31 августа Хохлов сбежал из психиатрической клиники и пропал. Его отец вновь обратился с письмом к Толстому в надежде, что сын находится в Ясной Поляне. Но его не было там. «Милостивый государь, Галактион Иванович, – ответил Толстой. – Я слышал уже прежде получения вашего письма о том, что Петр Галактионович ушел из больницы. К сожалению, он не появлялся у нас, няне знаю, где он. Если бы он пришел к нам, сейчас извещу вас. Очень соболезную и ему и вам и сам душою страдаю о нем».

В 1896 году Петр Хохлов скончался.

Толстой как болезнь

В то время, когда Хохлов находился в психиатрической больнице, сын Толстого Лев Львович тоже проходил курс лечения в Санаторной колонии доктора Ограновича. Так называлось это заведение, расположенное в селе Аляухове Звенигородского уезда Московской губернии.

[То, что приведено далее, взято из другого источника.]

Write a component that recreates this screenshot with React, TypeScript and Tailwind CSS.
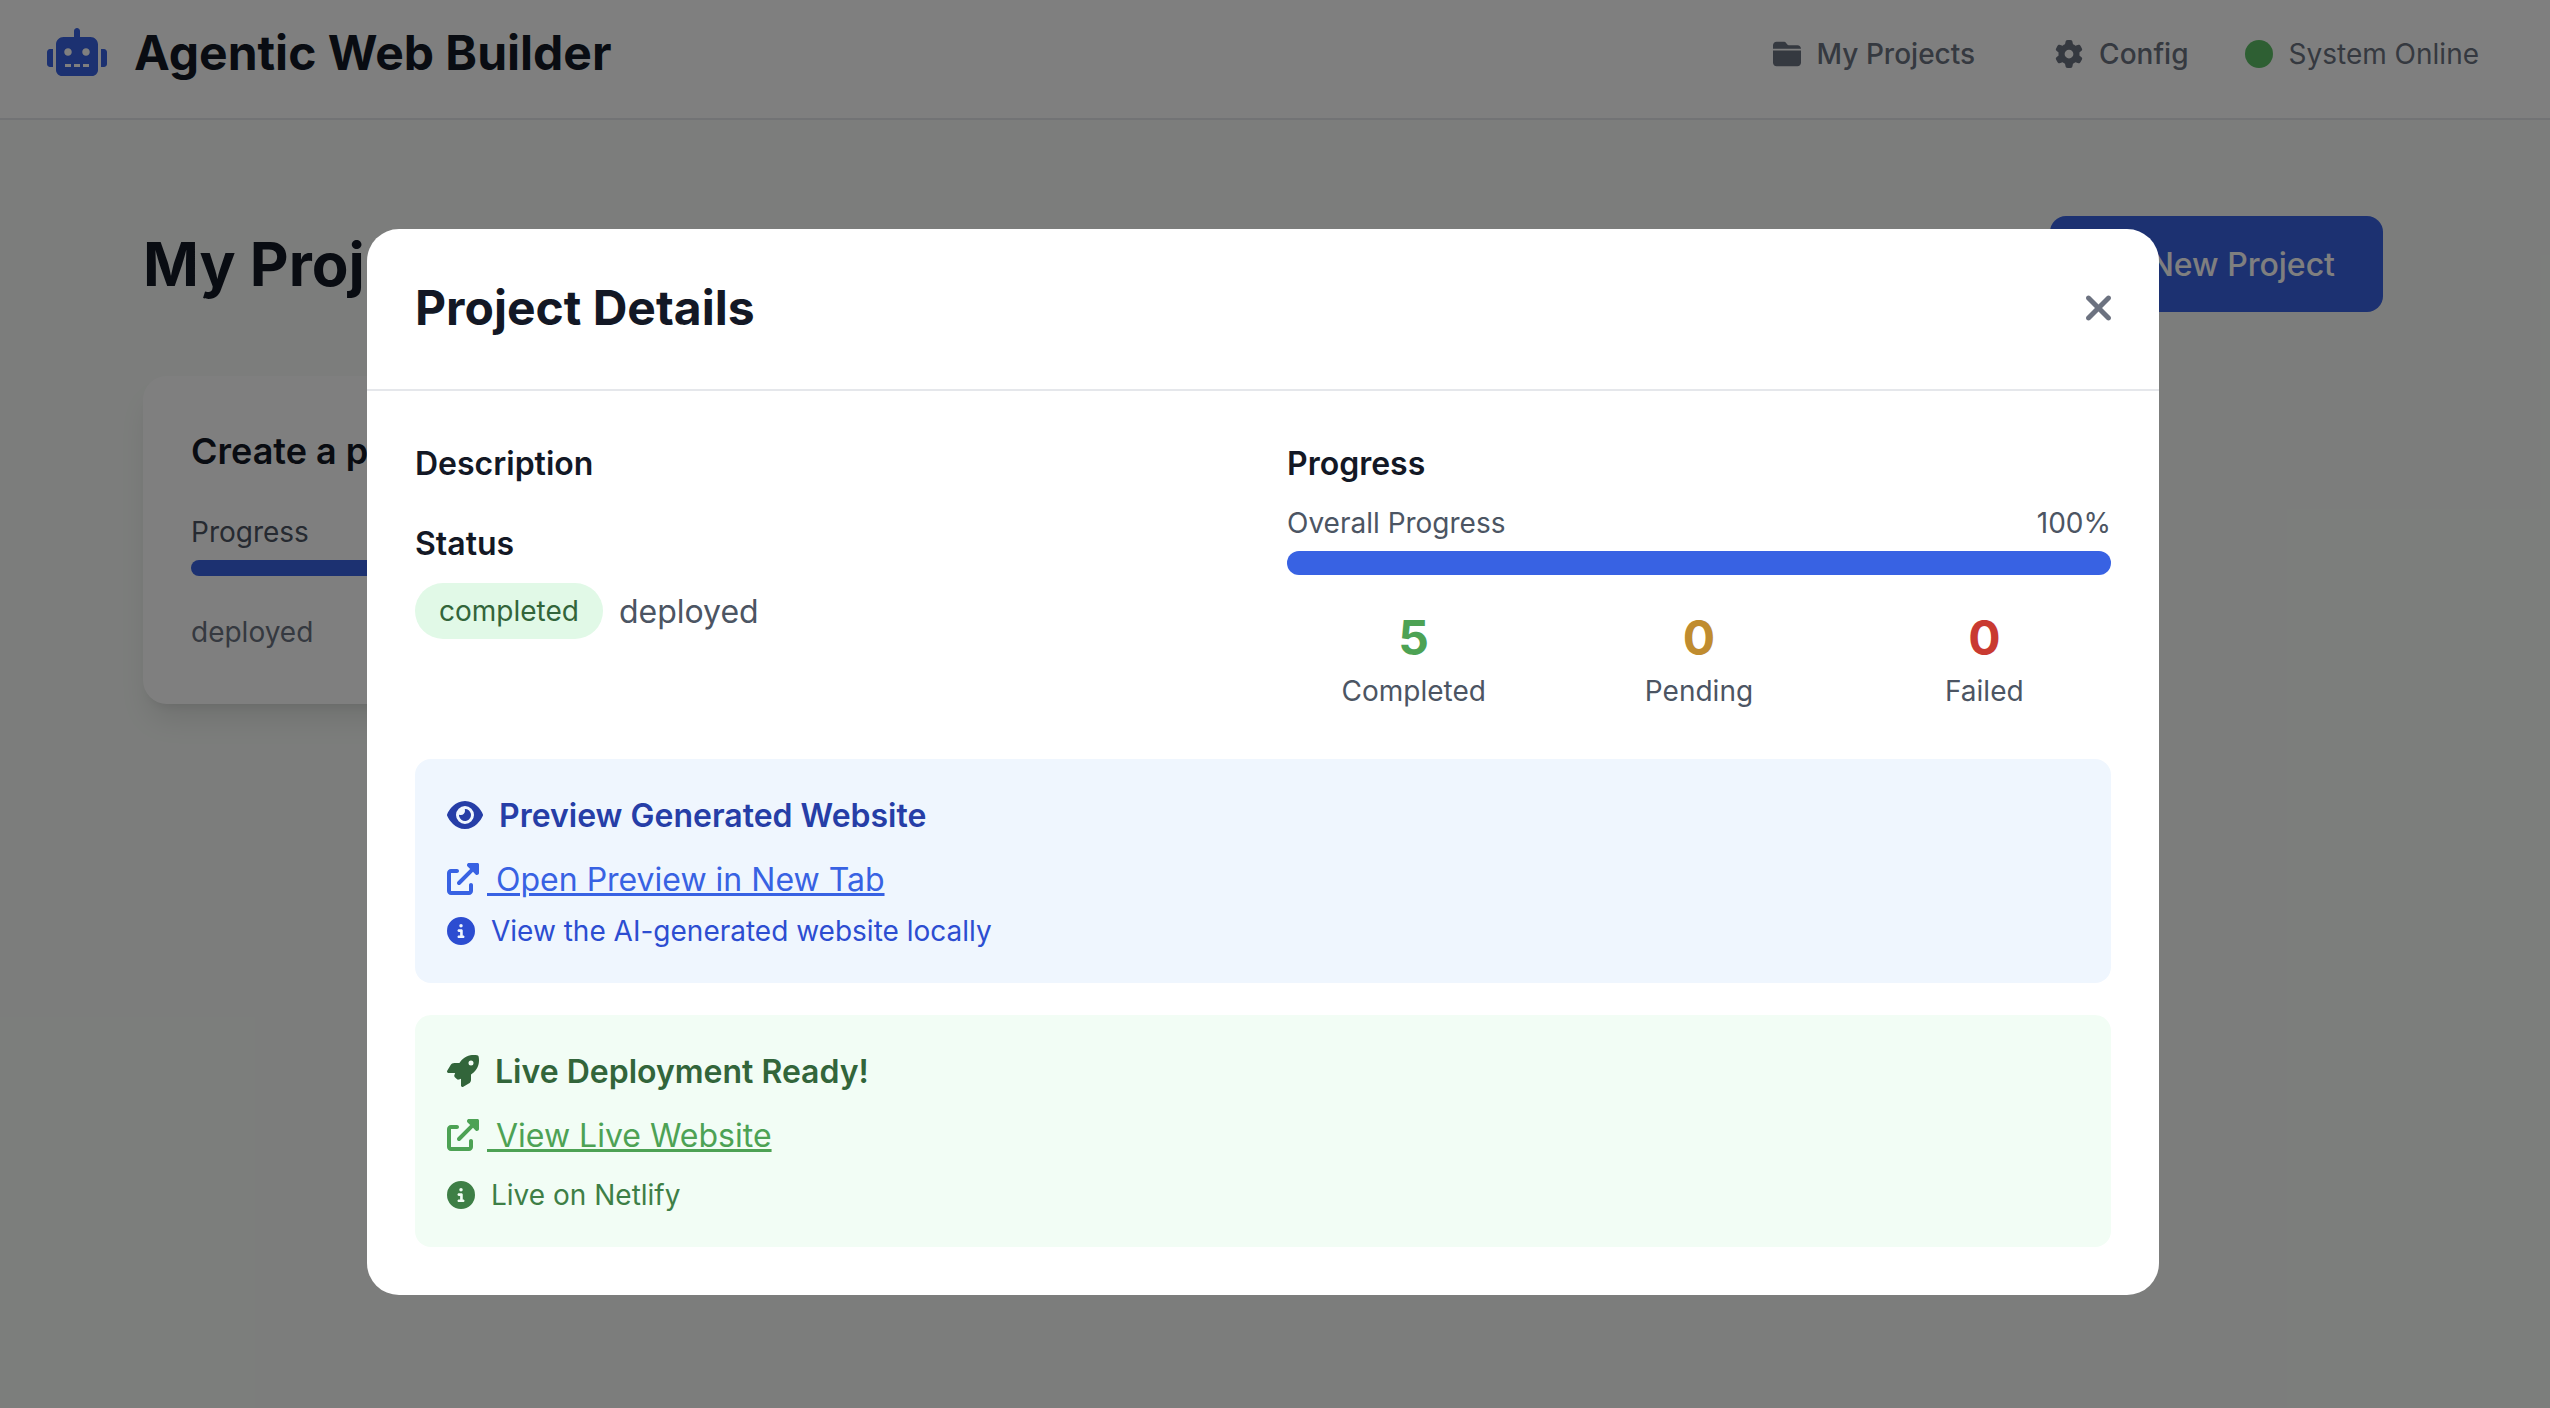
import React from "react";
import { FaFolderClosed, FaGear, FaEye, FaCircleInfo, FaRocket, FaPlus } from "react-icons/fa6";

function RobotIcon() {
  return (
    <svg viewBox="0 0 640 512" className="h-12 w-[60px] fill-[#3862e3]">
      <path d="M9.375 233.4C3.375 239.4 0 247.5 0 256v128c0 8.5 3.375 16.62 9.375 22.62S23.5 416 32 416h32V224H32C23.5 224 15.38 227.4 9.375 233.4zM464 96H352V32c0-17.62-14.38-32-32-32S288 14.38 288 32v64H176C131.8 96 96 131.8 96 176V448c0 35.38 28.62 64 64 64h320c35.38 0 64-28.62 64-64V176C544 131.8 508.3 96 464 96zM256 416H192v-32h64V416zM224 296C201.9 296 184 278.1 184 256S201.9 216 224 216S264 233.9 264 256S246.1 296 224 296zM352 416H288v-32h64V416zM448 416h-64v-32h64V416zM416 296c-22.12 0-40-17.88-40-40S393.9 216 416 216S456 233.9 456 256S438.1 296 416 296zM630.6 233.4C624.6 227.4 616.5 224 608 224h-32v192h32c8.5 0 16.62-3.375 22.62-9.375S640 392.5 640 384V256C640 247.5 636.6 239.4 630.6 233.4z" />
    </svg>
  );
}

function CloseIcon() {
  return (
    <svg viewBox="0 0 320 512" className="-mt-0.5 h-10 w-[25px] fill-[#6c7280]">
      <path d="M310.6 361.4c12.5 12.5 12.5 32.75 0 45.25C304.4 412.9 296.2 416 288 416s-16.38-3.125-22.62-9.375L160 301.3L54.63 406.6C48.38 412.9 40.19 416 32 416S15.63 412.9 9.375 406.6c-12.5-12.5-12.5-32.75 0-45.25l105.4-105.4L9.375 150.6c-12.5-12.5-12.5-32.75 0-45.25s32.75-12.5 45.25 0L160 210.8l105.4-105.4c12.5-12.5 32.75-12.5 45.25 0s12.5 32.75 0 45.25l-105.4 105.4L310.6 361.4z" />
    </svg>
  );
}

function ExternalLinkIcon() {
  return (
    <svg viewBox="0 0 512 512" className="size-8 fill-current">
      <path d="M384 320c-17.67 0-32 14.33-32 32v96H64V160h96c17.67 0 32-14.32 32-32s-14.33-32-32-32L64 96c-35.35 0-64 28.65-64 64V448c0 35.34 28.65 64 64 64h288c35.35 0 64-28.66 64-64v-96C416 334.3 401.7 320 384 320zM488 0H352c-12.94 0-24.62 7.797-29.56 19.75c-4.969 11.97-2.219 25.72 6.938 34.88L370.8 96L169.4 297.4c-12.5 12.5-12.5 32.75 0 45.25C175.6 348.9 183.8 352 192 352s16.38-3.125 22.62-9.375L416 141.3l41.38 41.38c9.156 9.141 22.88 11.84 34.88 6.938C504.2 184.6 512 172.9 512 160V24C512 10.74 501.3 0 488 0z" />
    </svg>
  );
}

function Header() {
  return (
    <header className="flex h-[120px] items-start justify-between border-b-2 border-[#e5e7eb] bg-white pl-[47px] pr-[71px] pt-5">
      <div className="flex h-16 items-center">
        <RobotIcon />
        <h1 className="ml-[27px] pt-0.5 text-[48px] font-bold leading-[64px] text-[#131825]">Agentic Web Builder</h1>
      </div>
      <div className="flex h-[68px] items-center text-[28px] leading-10 text-[#6b7280]">
        <a className="flex items-center gap-4 font-medium">
          <FaFolderClosed className="-mt-px size-7" />
          My Projects
        </a>
        <a className="ml-20 flex items-center gap-4 font-medium">
          <FaGear className="-mt-px size-7" />
          Config
        </a>
        <div className="ml-14 flex items-center gap-4">
          <span className="-mt-px size-7 rounded-full bg-[#5dbf66]" />
          System Online
        </div>
      </div>
    </header>
  );
}

function ProjectCard() {
  return (
    <div className="h-[328px] w-[704px] rounded-3xl bg-white px-12 pb-12 pt-[47px] shadow-[0_20px_30px_-6px_rgba(0,0,0,0.1),0_8px_12px_-8px_rgba(0,0,0,0.1)]">
      <h3 className="mb-[33px] text-[36px] font-semibold leading-[56px] text-[#131825]">Create a project</h3>
      <div className="mb-2 flex justify-between text-[28px] leading-10 text-[#4c5563]">
        <span>Progress</span>
        <span>100%</span>
      </div>
      <div className="mb-8 h-4 rounded-full bg-[#3862e3]" />
      <div className="flex h-12 items-center text-[28px] leading-10 text-[#6b7280]">deployed</div>
    </div>
  );
}

function Stat({ value, label, color }: { value: number; label: string; color: string }) {
  return (
    <div>
      <div className={`-mt-px mb-px text-[48px] font-bold leading-[64px] ${color}`}>{value}</div>
      <div className="text-[28px] leading-10 text-[#4c5563]">{label}</div>
    </div>
  );
}

function SectionTitle({ children }: { children: React.ReactNode }) {
  return <h3 className="h-12 pt-px text-[32px] font-semibold leading-[48px] text-[#131825]">{children}</h3>;
}

function ProjectModal() {
  return (
    <div className="h-[1066px] w-[1792px] rounded-[32px] bg-white">
      <div className="flex items-center justify-between border-b-2 border-[#e5e7eb] p-12">
        <h2 className="-mt-px mb-px text-[48px] font-bold leading-[64px] text-[#131825]">Project Details</h2>
        <button>
          <CloseIcon />
        </button>
      </div>
      <div className="p-12">
        <div className="grid grid-cols-2 gap-12">
          <div>
            <SectionTitle>Description</SectionTitle>
            <div className="h-8" />
            <SectionTitle>Status</SectionTitle>
            <div className="mt-4 flex items-center gap-4">
              <span className="rounded-full bg-[#e1f9e7] px-6 py-2 text-[28px] leading-10 text-[#32653a]">completed</span>
              <span className="pt-0.5 text-[32px] leading-[48px] text-[#4c5563]">deployed</span>
            </div>
          </div>
          <div>
            <SectionTitle>Progress</SectionTitle>
            <div className="mb-2 mt-4 flex justify-between text-[28px] leading-10 text-[#4c5563]">
              <span>Overall Progress</span>
              <span>100%</span>
            </div>
            <div className="mb-8 h-6 rounded-full bg-[#3862e3]" />
            <div className="grid grid-cols-3 gap-8 text-center">
              <Stat value={5} label="Completed" color="text-[#4da254]" />
              <Stat value={0} label="Pending" color="text-[#c08c2f]" />
              <Stat value={0} label="Failed" color="text-[#c93a31]" />
            </div>
          </div>
        </div>
        <section className="mt-12 rounded-2xl bg-[#eff6fe] p-8">
          <h4 className="flex h-12 items-center gap-4 text-[32px] font-semibold leading-[48px] text-[#263ea7]">
            <FaEye className="h-8 w-9" />
            <span className="pt-0.5">Preview Generated Website</span>
          </h4>
          <a className="mt-4 flex h-12 items-center gap-2 text-[32px] leading-[48px] text-[#3862e3]">
            <ExternalLinkIcon />
            <span className="pt-0.5 underline">{"\u00a0"}Open Preview in New Tab</span>
          </a>
          <p className="mt-2 flex items-center gap-4 text-[28px] leading-10 text-[#2c4dd1]">
            <FaCircleInfo className="-mt-px size-7" />
            View the AI-generated website locally
          </p>
        </section>
        <section className="mt-8 rounded-2xl bg-[#f2fdf5] p-8">
          <h4 className="flex h-12 items-center gap-4 text-[32px] font-semibold leading-[48px] text-[#32653a]">
            <FaRocket className="size-8" />
            <span className="pt-0.5">Live Deployment Ready!</span>
          </h4>
          <a className="mt-4 flex h-12 items-center gap-2 text-[32px] leading-[48px] text-[#4da254]">
            <ExternalLinkIcon />
            <span className="pt-0.5 underline">{"\u00a0"}View Live Website</span>
          </a>
          <p className="mt-4 flex items-center gap-4 text-[28px] leading-10 text-[#3e7f46]">
            <FaCircleInfo className="-mt-px size-7" />
            Live on Netlify
          </p>
        </section>
      </div>
    </div>
  );
}

export default function App() {
  return (
    <div className="relative h-[1408px] w-[2550px] overflow-hidden bg-[#f8fbf8] font-['Inter',sans-serif]">
      <Header />
      <main className="ml-[143px] w-[2240px] pt-24">
        <div className="mb-16 flex h-24 items-center justify-between">
          <h2 className="text-[60px] font-bold leading-[72px] text-[#131825]">My Projects</h2>
          <button className="flex h-24 w-[333px] items-center justify-end gap-4 rounded-2xl bg-[#3862e3] px-12 text-[32px] font-medium leading-[48px] text-white">
            <FaPlus className="h-8 w-7" />
            <span className="pt-0.5">New Project</span>
          </button>
        </div>
        <ProjectCard />
      </main>
      <div className="absolute inset-0 flex items-start justify-center bg-black/50 pr-6 pt-[229px]">
        <ProjectModal />
      </div>
    </div>
  );
}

Мать с отцом навестили его в конце марта 1895 года и вроде бы даже прожили там несколько дней. Но об этом имеются лишь косвенные свидетельства: воспоминания знаменитого тогда писателя и журналиста Александра Валентиновича Амфитеатрова (который перепутал год, назвав 1894-й) и очень позднее письмо сына Ограновича биографу Толстого Николаю Николаевичу Гусеву. Судя по письму Толстого дочери Марии от 18 марта 1895 года, поездка родителей в Аляухово состоялась 20 марта. Однако в дневнике Толстого она не обозначена, в отличие от посещения больного Хохлова и другого последователя, Николая Трофимовича Изюмченко, который за отказ от военной службы находился в тюрьме. Об этих двух посещениях Толстой пишет 28 марта 1895 года как о важных событиях.

В воспоминаниях Софьи Андреевны значится другая дата посещения больного Лёвы – 22 апреля – но при этом не упоминается, что с ней был и Лев Николаевич. «Застала я его лежащим на постели, около дома, на дворе, закрытым меховой шубой. Он поправился и прибавил тогда весу двадцать два фунта[33]. Но был очень плох своим мрачным настроением, эгоистичным, хотя спрашивал о всех, и особенно о Ванечке».

Невольно создается ощущение, что или поездка к больному сыну не оставила глубокого впечатления в памяти его отца (также, как посещение отцом сына не запомнилось его матерью), или Толстой просто не знал, что писать о ней в своем дневнике.